If you think AI generated garbage is art then you don’t like art. It’s removing the human aspect completely.

The only people I see that think AI slop is art are tech industry bugmen.

This kind of language is really not necessary. Do you think it's ok if I say something like "If you think AI generated images are not art then you don't like technology"?
As @Shifty Geezer said, please keep emtions out of this thread.
 
AI is actually just software with options. It all depends on what data this software is loaded with, and what data and images it has access to. Furthermore, how the AI uses this available data is controllable. So it all depends on the size of the framework, if it moves in a well-defined relatively closed interval, it can work well, even helping the work of graphic artists. An example of computer graphics: the artist creates the basic lower-resolution texture, and the well-controlled AI improves it to high resolution and more detail based on the exact instructions given by the artist. With this method, the artist can save time and thus create several textures in the same time.

By feeding this data into the game engine, and taking into account the storage space/computing capacity running on the current hardware, a more favorable result can be achieved due to the real-time texture enlargement.

Clearly, the use of AI can have many advantages, the question is how it is used.
 
This kind of language is really not necessary. Do you think it's ok if I say something like "If you think AI generated images are not art then you don't like technology"?
As @Shifty Geezer said, please keep emtions out of this thread.
To put it less emotionally, art created by robots isn’t art at all. Art is an innately human endeavor. But like the mod said this is all off topic anyways and better for another thread.
 
I think there's a difference between true art and practical art. Package design involves art, but it's hardly a work of passion how Chocolate Digestives are represented. Trained, skilled artists will apply a bunch of rules and precedents to produce perfunctory content, including in games. For the purposes of creating visuals in a game, we're just talking about that generation process as 'art'. The philosophy of human endeavour is something else altogether.
 
I think there's a difference between true art and practical art. Package design involves art, but it's hardly a work of passion how Chocolate Digestives are represented. Trained, skilled artists will apply a bunch of rules and precedents to produce perfunctory content, including in games. For the purposes of creating visuals in a game, we're just talking about that generation process as 'art'. The philosophy of human endeavour is something else altogether.
You clearly haven't seen the outrage caused by changing classic packaging to something generic/modern/whatever :runaway:
 
And terrible results. ;)
Amazing results actually -like you said- considering the early effort, and the non specialty of the AI model used, it's an old not so stable model called Runway Gen 3, most probably running on commercial level hardware. It's not Sora running on a supercluster of H100s or anything. It's also more successful with slow motion with less artifacts.

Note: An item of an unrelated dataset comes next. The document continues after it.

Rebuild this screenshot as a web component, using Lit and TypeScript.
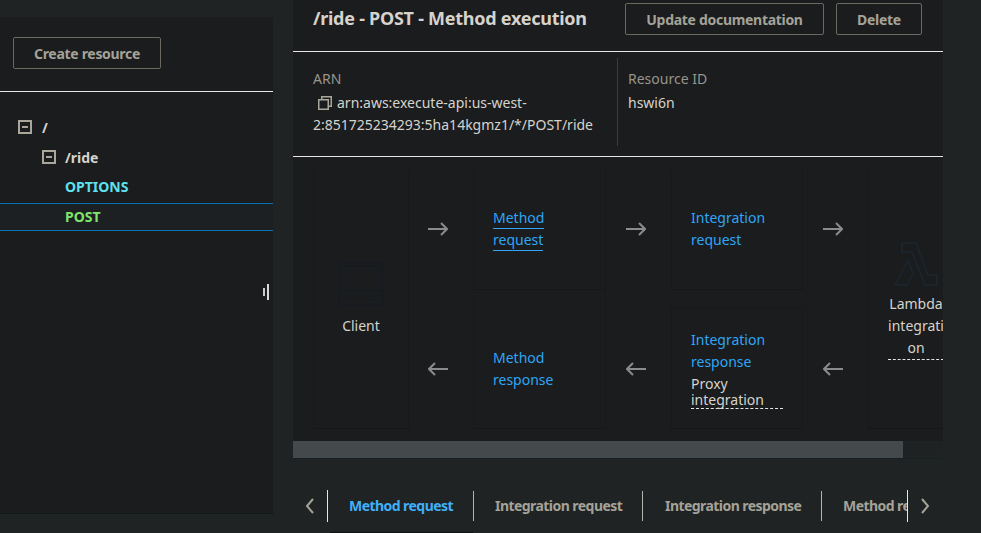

The original sentiment in this recent discussion was what would it take to achieve photorealism. Glitches and issues that are tolerable in computer games miss that target. So you could have a future where games are approaching photorealism in 5 years, say, but aren't confused with TV because of all the artifacts and issues.
Even after achieving photo-realsim, games will still be easily distinguishable from TV scenes, because photo-realism is not the same as physics-relaism, the way things move and interact (animation, particles, destruction, weight, ..etc) is an entirely different problem than the way things look. Sweeny's comment only refers to the way things look (photo-realism), however physics-relaism is an order of magnitude more difficult to solve.

So this whole (non distinguishable from TV) point doesn't really matter, we won't achieve it anyway until we solve physics-relaism, which needs even more hardware power and new algorithms.

You say they have things like hair physics and cloth physics, but these don't move right
They are more convincing though, especially vs the current gaming tech where they don't move at all or move in all the wrong ways.

How much effort will it be to create a ground truth for one game, let alone a model that can handle any and every game?
Why would the model handle every game? it's enough in the beginning to handle the situation in a game by game basis, until it accumulates enough data. We don't need every game to be AI enhanced, a select few titles with advanced visuals are enough in the beginning, just like Path Tracing now.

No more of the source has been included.